Slippers, if you can fit them in, are a really handy one to have – if you use Airbnb for your city breaks, you might have noticed that a lot of the apartments aren’t carpeted and some of them are pretty old and draughty. Cold feet are just a no-go for me so if I can fit in a pair of slippers then I always do, even just the footsie ones from Primark that have the grippy bits on the bottom or, if I’m really tight on space, the thickest pair of socks I can squeeze in. When it comes to pyjamas, you’ll know whether you’re the sort of person who gets too warm at night but I personally am, even when I’m in cold places. I tend to pack long pyjama pants but just those thin jersey ones, and a comfy t-shirt which is enough for when I’m asleep, and then if I’m sitting in the apartment in my PJs for whatever reason, I chuck a hoody/jumper on top and wear my slippers.

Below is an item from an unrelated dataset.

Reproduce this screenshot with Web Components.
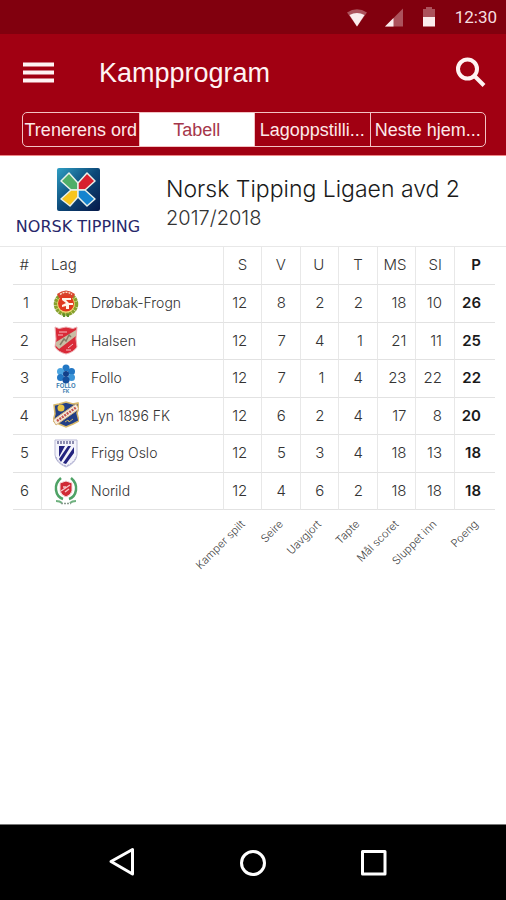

You will get warm while you’re walking from A to B – public transport can be tempting but it’ll be a shock to your system when you get off that bus a few stops later and you’re hit with cold air again. Moving really does get your blood flowing which keeps you warm. Obviously you’ll want to stop and look at monuments or street art or famous landmarks, but try not to stay still for too long or you will get cold. Hand warmers can be picked up from places like Home Bargains and it’s always handy (ha ha ha) to have some in your bag in case you do find yourself absolutely freeeeezing; just follow the instructions and pop them in your gloves. Being cold is the perfect excuse to stop and go for a coffee (or a beer) to warm yourself up a bit. If you opt for somewhere inside – sensible – then make sure to shed some of those aforementioned layers otherwise you’ll not feel the benefit when you go back outside, which is totally something my grandad used to say to me.

Above all, just be sensible in the cold weather. If you’re not used to it then it can be horrible so remember your gloves (I forgot mine last time I went to Poland and I was slightly concerned I was going to lose a finger), stop and warm up when you need to, and be bloody careful if there’s snow and ice!